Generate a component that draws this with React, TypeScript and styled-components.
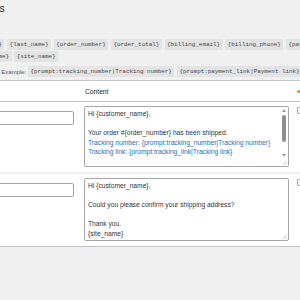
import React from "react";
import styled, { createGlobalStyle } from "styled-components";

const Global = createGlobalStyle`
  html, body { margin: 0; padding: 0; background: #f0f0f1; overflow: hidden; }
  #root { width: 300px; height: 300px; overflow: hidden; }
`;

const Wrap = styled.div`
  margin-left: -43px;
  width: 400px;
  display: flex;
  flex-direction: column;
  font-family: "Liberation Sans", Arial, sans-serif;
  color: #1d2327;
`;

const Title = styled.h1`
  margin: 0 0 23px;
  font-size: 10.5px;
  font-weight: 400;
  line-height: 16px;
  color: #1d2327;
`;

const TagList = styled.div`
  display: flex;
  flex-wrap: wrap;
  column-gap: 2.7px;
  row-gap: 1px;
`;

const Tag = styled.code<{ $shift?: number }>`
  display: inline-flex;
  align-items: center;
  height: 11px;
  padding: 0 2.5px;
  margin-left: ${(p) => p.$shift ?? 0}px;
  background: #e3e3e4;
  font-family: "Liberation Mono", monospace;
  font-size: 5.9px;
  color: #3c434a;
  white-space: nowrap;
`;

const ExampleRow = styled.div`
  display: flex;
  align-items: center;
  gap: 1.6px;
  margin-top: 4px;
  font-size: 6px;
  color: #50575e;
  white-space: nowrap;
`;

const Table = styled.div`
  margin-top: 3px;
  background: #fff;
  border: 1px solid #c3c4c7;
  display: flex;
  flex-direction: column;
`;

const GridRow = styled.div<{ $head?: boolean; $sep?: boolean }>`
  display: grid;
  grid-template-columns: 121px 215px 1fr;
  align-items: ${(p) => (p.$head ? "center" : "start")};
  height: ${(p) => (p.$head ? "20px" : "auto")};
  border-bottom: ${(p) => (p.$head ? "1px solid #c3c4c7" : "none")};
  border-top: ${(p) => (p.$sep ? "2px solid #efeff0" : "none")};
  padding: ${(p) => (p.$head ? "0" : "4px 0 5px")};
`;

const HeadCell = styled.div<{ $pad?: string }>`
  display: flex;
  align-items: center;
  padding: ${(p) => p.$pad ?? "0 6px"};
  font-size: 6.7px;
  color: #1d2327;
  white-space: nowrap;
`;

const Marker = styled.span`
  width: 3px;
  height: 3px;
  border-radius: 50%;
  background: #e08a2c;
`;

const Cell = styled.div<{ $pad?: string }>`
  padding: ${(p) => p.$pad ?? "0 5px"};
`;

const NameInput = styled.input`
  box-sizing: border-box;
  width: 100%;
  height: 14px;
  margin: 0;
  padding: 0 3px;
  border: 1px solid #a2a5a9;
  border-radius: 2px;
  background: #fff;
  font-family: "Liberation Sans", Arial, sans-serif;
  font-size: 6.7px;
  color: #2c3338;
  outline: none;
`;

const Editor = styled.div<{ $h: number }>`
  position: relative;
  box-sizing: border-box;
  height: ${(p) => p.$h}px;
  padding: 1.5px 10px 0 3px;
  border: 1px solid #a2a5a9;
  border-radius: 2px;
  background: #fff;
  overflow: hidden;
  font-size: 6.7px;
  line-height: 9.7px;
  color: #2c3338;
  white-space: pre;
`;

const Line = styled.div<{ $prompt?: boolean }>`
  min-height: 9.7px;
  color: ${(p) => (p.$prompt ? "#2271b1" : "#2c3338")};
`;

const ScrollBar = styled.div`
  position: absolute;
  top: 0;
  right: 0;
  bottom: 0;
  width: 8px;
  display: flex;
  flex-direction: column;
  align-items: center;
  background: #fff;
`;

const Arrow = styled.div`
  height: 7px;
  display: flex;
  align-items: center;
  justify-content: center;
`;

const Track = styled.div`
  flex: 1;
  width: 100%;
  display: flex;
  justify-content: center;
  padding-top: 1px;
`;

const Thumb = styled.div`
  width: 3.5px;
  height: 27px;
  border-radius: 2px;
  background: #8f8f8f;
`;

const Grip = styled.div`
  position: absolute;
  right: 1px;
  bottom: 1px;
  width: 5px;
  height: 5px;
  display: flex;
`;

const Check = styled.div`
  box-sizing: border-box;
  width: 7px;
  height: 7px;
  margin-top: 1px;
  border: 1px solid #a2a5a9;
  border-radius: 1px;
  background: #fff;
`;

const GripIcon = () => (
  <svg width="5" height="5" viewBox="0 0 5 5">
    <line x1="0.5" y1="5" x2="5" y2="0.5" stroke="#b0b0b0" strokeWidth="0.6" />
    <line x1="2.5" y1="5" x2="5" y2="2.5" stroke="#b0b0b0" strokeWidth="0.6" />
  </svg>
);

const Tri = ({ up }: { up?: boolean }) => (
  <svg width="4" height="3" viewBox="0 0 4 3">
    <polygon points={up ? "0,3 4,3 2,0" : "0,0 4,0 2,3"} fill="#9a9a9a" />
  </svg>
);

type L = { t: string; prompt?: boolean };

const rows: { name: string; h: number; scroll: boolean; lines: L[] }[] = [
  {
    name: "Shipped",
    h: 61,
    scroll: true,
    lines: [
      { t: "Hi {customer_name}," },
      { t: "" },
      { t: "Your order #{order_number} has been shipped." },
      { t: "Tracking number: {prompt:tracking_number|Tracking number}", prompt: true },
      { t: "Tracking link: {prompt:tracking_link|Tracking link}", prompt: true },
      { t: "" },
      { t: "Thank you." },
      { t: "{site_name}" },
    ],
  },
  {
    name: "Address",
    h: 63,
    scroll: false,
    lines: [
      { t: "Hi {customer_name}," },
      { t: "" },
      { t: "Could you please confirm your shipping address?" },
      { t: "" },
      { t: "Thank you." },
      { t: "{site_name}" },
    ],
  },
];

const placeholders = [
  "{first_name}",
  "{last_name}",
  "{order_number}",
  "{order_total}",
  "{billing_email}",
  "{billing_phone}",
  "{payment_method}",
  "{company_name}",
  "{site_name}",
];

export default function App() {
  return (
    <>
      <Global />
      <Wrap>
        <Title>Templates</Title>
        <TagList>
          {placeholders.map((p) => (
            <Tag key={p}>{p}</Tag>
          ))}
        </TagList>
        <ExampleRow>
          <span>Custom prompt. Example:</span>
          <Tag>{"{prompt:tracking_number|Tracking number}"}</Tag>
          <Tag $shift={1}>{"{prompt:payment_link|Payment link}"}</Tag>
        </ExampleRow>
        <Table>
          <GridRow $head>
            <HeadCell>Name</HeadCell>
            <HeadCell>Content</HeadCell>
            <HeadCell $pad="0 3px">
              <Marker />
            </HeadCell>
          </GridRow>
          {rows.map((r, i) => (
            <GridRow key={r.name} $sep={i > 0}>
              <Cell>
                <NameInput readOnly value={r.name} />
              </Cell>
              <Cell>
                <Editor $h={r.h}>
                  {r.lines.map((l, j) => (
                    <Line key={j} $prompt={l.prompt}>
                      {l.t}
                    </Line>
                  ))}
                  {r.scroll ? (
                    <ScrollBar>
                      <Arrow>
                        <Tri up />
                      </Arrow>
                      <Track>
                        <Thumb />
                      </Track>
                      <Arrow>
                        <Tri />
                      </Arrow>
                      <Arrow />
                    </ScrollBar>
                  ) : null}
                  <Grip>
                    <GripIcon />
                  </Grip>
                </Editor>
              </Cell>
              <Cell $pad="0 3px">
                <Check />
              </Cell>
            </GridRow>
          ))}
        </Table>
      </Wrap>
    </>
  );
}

------------------------------

Set the listing down in full and exactly. Pictures within it should not appear in the copy.

The completed task:
Generate a component that draws this with React, TypeScript and styled-components.
import React from "react";
import styled, { createGlobalStyle } from "styled-components";

const Global = createGlobalStyle`
  html, body { margin: 0; padding: 0; background: #f0f0f1; overflow: hidden; }
  #root { width: 300px; height: 300px; overflow: hidden; }
`;

const Wrap = styled.div`
  margin-left: -43px;
  width: 400px;
  display: flex;
  flex-direction: column;
  font-family: "Liberation Sans", Arial, sans-serif;
  color: #1d2327;
`;

const Title = styled.h1`
  margin: 0 0 23px;
  font-size: 10.5px;
  font-weight: 400;
  line-height: 16px;
  color: #1d2327;
`;

const TagList = styled.div`
  display: flex;
  flex-wrap: wrap;
  column-gap: 2.7px;
  row-gap: 1px;
`;

const Tag = styled.code<{ $shift?: number }>`
  display: inline-flex;
  align-items: center;
  height: 11px;
  padding: 0 2.5px;
  margin-left: ${(p) => p.$shift ?? 0}px;
  background: #e3e3e4;
  font-family: "Liberation Mono", monospace;
  font-size: 5.9px;
  color: #3c434a;
  white-space: nowrap;
`;

const ExampleRow = styled.div`
  display: flex;
  align-items: center;
  gap: 1.6px;
  margin-top: 4px;
  font-size: 6px;
  color: #50575e;
  white-space: nowrap;
`;

const Table = styled.div`
  margin-top: 3px;
  background: #fff;
  border: 1px solid #c3c4c7;
  display: flex;
  flex-direction: column;
`;

const GridRow = styled.div<{ $head?: boolean; $sep?: boolean }>`
  display: grid;
  grid-template-columns: 121px 215px 1fr;
  align-items: ${(p) => (p.$head ? "center" : "start")};
  height: ${(p) => (p.$head ? "20px" : "auto")};
  border-bottom: ${(p) => (p.$head ? "1px solid #c3c4c7" : "none")};
  border-top: ${(p) => (p.$sep ? "2px solid #efeff0" : "none")};
  padding: ${(p) => (p.$head ? "0" : "4px 0 5px")};
`;

const HeadCell = styled.div<{ $pad?: string }>`
  display: flex;
  align-items: center;
  padding: ${(p) => p.$pad ?? "0 6px"};
  font-size: 6.7px;
  color: #1d2327;
  white-space: nowrap;
`;

const Marker = styled.span`
  width: 3px;
  height: 3px;
  border-radius: 50%;
  background: #e08a2c;
`;

const Cell = styled.div<{ $pad?: string }>`
  padding: ${(p) => p.$pad ?? "0 5px"};
`;

const NameInput = styled.input`
  box-sizing: border-box;
  width: 100%;
  height: 14px;
  margin: 0;
  padding: 0 3px;
  border: 1px solid #a2a5a9;
  border-radius: 2px;
  background: #fff;
  font-family: "Liberation Sans", Arial, sans-serif;
  font-size: 6.7px;
  color: #2c3338;
  outline: none;
`;

const Editor = styled.div<{ $h: number }>`
  position: relative;
  box-sizing: border-box;
  height: ${(p) => p.$h}px;
  padding: 1.5px 10px 0 3px;
  border: 1px solid #a2a5a9;
  border-radius: 2px;
  background: #fff;
  overflow: hidden;
  font-size: 6.7px;
  line-height: 9.7px;
  color: #2c3338;
  white-space: pre;
`;

const Line = styled.div<{ $prompt?: boolean }>`
  min-height: 9.7px;
  color: ${(p) => (p.$prompt ? "#2271b1" : "#2c3338")};
`;

const ScrollBar = styled.div`
  position: absolute;
  top: 0;
  right: 0;
  bottom: 0;
  width: 8px;
  display: flex;
  flex-direction: column;
  align-items: center;
  background: #fff;
`;

const Arrow = styled.div`
  height: 7px;
  display: flex;
  align-items: center;
  justify-content: center;
`;

const Track = styled.div`
  flex: 1;
  width: 100%;
  display: flex;
  justify-content: center;
  padding-top: 1px;
`;

const Thumb = styled.div`
  width: 3.5px;
  height: 27px;
  border-radius: 2px;
  background: #8f8f8f;
`;

const Grip = styled.div`
  position: absolute;
  right: 1px;
  bottom: 1px;
  width: 5px;
  height: 5px;
  display: flex;
`;

const Check = styled.div`
  box-sizing: border-box;
  width: 7px;
  height: 7px;
  margin-top: 1px;
  border: 1px solid #a2a5a9;
  border-radius: 1px;
  background: #fff;
`;

const GripIcon = () => (
  <svg width="5" height="5" viewBox="0 0 5 5">
    <line x1="0.5" y1="5" x2="5" y2="0.5" stroke="#b0b0b0" strokeWidth="0.6" />
    <line x1="2.5" y1="5" x2="5" y2="2.5" stroke="#b0b0b0" strokeWidth="0.6" />
  </svg>
);

const Tri = ({ up }: { up?: boolean }) => (
  <svg width="4" height="3" viewBox="0 0 4 3">
    <polygon points={up ? "0,3 4,3 2,0" : "0,0 4,0 2,3"} fill="#9a9a9a" />
  </svg>
);

type L = { t: string; prompt?: boolean };

const rows: { name: string; h: number; scroll: boolean; lines: L[] }[] = [
  {
    name: "Shipped",
    h: 61,
    scroll: true,
    lines: [
      { t: "Hi {customer_name}," },
      { t: "" },
      { t: "Your order #{order_number} has been shipped." },
      { t: "Tracking number: {prompt:tracking_number|Tracking number}", prompt: true },
      { t: "Tracking link: {prompt:tracking_link|Tracking link}", prompt: true },
      { t: "" },
      { t: "Thank you." },
      { t: "{site_name}" },
    ],
  },
  {
    name: "Address",
    h: 63,
    scroll: false,
    lines: [
      { t: "Hi {customer_name}," },
      { t: "" },
      { t: "Could you please confirm your shipping address?" },
      { t: "" },
      { t: "Thank you." },
      { t: "{site_name}" },
    ],
  },
];

const placeholders = [
  "{first_name}",
  "{last_name}",
  "{order_number}",
  "{order_total}",
  "{billing_email}",
  "{billing_phone}",
  "{payment_method}",
  "{company_name}",
  "{site_name}",
];

export default function App() {
  return (
    <>
      <Global />
      <Wrap>
        <Title>Templates</Title>
        <TagList>
          {placeholders.map((p) => (
            <Tag key={p}>{p}</Tag>
          ))}
        </TagList>
        <ExampleRow>
          <span>Custom prompt. Example:</span>
          <Tag>{"{prompt:tracking_number|Tracking number}"}</Tag>
          <Tag $shift={1}>{"{prompt:payment_link|Payment link}"}</Tag>
        </ExampleRow>
        <Table>
          <GridRow $head>
            <HeadCell>Name</HeadCell>
            <HeadCell>Content</HeadCell>
            <HeadCell $pad="0 3px">
              <Marker />
            </HeadCell>
          </GridRow>
          {rows.map((r, i) => (
            <GridRow key={r.name} $sep={i > 0}>
              <Cell>
                <NameInput readOnly value={r.name} />
              </Cell>
              <Cell>
                <Editor $h={r.h}>
                  {r.lines.map((l, j) => (
                    <Line key={j} $prompt={l.prompt}>
                      {l.t}
                    </Line>
                  ))}
                  {r.scroll ? (
                    <ScrollBar>
                      <Arrow>
                        <Tri up />
                      </Arrow>
                      <Track>
                        <Thumb />
                      </Track>
                      <Arrow>
                        <Tri />
                      </Arrow>
                      <Arrow />
                    </ScrollBar>
                  ) : null}
                  <Grip>
                    <GripIcon />
                  </Grip>
                </Editor>
              </Cell>
              <Cell $pad="0 3px">
                <Check />
              </Cell>
            </GridRow>
          ))}
        </Table>
      </Wrap>
    </>
  );
}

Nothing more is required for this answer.